Fern O’Brien, former president of the Boulder Valley Women’s Health Center and Project Safeguard, spoke out against what she called the “radical agenda” of the McCain-Palin ticket on issues important to women.
Specifically,the group blasted a policy in former Mayor Palin’s hometown of Wasilla, Alaska, that required rape victims to pay for their rape kits in criminal investigations.
“We are appalled at the McCain-Palin ticket and what it represents with respect to women,” O’Brien said.
Nancy Osborn Nicholas, executive director of the Rape Assistance and Awareness Program, said government “can’t balance the budget on the backs of rape victims.”
Waffles for waffling
On the steps of the Capitol at noon, Michael Huttner, executive director of ProgressNow, dished out waffles and maple syrup to draw attention to what he called the Republican ticket’s “waffling” on key issues.
Huttner said he had just learned that the Republicans had scrapped plans for the pancake breakfast before Palin’s Jefferson County appearance.
“It appears they’re waffling on that, too,” said Huttner, holding a pitcher of batter.
Staff writer John Ensslin contributed to this report.
Campaign events to kick off the week in Colorado
* Sarah Palin speaks at a “Country First” rally at the Jefferson County Fairgrounds. The event begins at 8:30 a.m. No more tickets are available.

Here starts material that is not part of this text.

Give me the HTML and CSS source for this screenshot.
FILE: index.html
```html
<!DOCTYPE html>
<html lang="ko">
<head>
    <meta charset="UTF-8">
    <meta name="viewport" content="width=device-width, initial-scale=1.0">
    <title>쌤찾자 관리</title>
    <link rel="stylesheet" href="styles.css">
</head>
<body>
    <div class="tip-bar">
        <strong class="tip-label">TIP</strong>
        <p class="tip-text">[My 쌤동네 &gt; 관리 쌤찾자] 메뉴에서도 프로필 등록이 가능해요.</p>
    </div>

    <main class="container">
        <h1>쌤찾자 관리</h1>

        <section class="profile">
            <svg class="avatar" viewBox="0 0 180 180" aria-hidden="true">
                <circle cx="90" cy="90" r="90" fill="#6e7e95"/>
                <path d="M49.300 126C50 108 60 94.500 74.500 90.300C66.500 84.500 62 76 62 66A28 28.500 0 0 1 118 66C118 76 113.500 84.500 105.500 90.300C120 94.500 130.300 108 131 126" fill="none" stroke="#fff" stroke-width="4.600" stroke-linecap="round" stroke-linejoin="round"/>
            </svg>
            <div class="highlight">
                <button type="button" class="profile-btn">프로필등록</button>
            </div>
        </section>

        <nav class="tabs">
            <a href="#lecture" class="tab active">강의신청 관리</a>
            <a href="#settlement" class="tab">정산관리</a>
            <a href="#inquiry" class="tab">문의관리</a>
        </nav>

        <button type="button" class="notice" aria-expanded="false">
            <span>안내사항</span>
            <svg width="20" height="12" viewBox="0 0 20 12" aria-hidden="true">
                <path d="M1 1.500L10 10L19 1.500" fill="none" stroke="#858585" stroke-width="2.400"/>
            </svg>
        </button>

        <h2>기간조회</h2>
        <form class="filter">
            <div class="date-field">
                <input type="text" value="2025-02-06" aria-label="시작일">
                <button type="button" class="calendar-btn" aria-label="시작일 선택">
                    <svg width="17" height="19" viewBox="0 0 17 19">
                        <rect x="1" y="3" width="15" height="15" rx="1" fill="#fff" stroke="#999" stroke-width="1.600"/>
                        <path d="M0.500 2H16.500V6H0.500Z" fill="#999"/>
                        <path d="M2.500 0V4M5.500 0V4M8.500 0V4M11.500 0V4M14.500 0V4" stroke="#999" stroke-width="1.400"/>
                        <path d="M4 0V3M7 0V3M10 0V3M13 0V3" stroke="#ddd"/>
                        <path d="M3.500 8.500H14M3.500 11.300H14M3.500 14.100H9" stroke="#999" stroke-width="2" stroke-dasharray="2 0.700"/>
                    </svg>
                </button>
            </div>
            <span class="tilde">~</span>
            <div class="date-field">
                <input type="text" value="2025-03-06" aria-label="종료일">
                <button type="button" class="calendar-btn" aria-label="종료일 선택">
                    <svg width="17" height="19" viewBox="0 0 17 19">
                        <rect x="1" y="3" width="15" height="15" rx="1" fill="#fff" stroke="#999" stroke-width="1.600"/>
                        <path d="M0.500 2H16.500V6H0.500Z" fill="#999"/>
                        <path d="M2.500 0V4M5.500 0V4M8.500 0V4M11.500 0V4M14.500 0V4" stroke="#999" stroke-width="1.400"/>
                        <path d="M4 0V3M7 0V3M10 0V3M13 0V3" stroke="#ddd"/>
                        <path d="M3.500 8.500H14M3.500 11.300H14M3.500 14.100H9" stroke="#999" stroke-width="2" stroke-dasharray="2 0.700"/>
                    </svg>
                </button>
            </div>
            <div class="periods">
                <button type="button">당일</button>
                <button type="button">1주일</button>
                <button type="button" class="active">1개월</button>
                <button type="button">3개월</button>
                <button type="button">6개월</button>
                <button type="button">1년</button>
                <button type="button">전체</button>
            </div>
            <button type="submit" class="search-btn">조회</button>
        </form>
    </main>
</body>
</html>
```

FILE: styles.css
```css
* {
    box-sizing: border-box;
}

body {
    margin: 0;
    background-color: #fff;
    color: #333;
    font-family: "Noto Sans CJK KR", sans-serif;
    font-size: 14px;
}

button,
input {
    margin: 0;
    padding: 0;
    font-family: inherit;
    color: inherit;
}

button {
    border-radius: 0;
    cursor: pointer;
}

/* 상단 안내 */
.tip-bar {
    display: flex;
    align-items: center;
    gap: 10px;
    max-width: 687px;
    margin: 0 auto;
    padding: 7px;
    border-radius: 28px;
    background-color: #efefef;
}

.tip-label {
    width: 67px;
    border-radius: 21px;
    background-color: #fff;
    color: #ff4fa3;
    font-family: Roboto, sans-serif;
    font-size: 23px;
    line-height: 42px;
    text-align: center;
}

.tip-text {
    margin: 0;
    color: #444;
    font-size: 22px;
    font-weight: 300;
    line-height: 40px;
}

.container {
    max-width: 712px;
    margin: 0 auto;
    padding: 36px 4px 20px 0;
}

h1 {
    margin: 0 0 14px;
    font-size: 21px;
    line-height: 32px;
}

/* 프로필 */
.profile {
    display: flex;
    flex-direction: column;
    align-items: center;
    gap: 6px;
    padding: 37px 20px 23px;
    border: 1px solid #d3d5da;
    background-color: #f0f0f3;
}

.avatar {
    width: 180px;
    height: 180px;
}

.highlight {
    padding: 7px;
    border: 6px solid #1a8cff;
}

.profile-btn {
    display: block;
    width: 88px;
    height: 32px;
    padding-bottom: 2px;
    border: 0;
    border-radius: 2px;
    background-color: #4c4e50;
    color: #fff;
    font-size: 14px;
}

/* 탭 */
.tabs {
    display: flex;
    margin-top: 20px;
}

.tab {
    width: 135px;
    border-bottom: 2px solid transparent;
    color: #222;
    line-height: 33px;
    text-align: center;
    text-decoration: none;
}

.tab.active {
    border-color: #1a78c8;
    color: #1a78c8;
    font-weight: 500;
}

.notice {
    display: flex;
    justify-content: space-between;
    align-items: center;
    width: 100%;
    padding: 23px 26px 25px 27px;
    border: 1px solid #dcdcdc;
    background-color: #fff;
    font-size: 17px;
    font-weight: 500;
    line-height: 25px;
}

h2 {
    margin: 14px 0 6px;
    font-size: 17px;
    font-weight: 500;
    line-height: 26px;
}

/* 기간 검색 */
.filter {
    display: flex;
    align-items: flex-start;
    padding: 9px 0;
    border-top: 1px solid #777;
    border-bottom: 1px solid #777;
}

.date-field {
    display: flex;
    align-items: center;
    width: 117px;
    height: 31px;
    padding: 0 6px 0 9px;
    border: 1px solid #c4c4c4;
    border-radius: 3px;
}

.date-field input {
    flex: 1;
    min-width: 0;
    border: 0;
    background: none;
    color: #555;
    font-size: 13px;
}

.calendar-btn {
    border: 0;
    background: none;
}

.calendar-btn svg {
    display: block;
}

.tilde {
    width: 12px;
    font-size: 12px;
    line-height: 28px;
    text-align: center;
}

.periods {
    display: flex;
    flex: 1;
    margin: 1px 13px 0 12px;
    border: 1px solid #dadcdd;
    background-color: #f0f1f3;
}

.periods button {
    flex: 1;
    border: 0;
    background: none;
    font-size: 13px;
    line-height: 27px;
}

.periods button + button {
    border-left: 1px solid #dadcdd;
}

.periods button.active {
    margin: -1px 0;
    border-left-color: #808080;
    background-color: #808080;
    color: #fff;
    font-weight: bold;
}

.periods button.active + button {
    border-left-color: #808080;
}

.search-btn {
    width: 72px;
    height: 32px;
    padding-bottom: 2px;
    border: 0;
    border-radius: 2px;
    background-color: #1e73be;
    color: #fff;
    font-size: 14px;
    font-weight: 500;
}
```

* Former Colorado Lt. Gov. Gail Schoettler and former Colorado Hispanic Bar Association President Awilda Marquez address a McCain-Palin protest at 8 a.m. at West Sixth Avenue and Indiana Street near the fairgrounds.
* Barack Obama speaks in Grand Junction at the Cross Orchards Historic Site, 3073 F Road. Doors open at 9 a.m., and the event begins at 11 a.m. No more tickets are available.
* Obama also has a campaign stop at the Colorado State Fairgrounds in Pueblo. Doors open at 2 p.m. and the events begins at 4:30 p.m. The event is free to the public on a first-come basis, but people are urged to make a reservation by calling 719-778-9976.
* Obama speaks at the Colorado School of Mines in Golden. No more tickets are available. Doors open at 7 a.m., and the event begins at 9:30 a.m.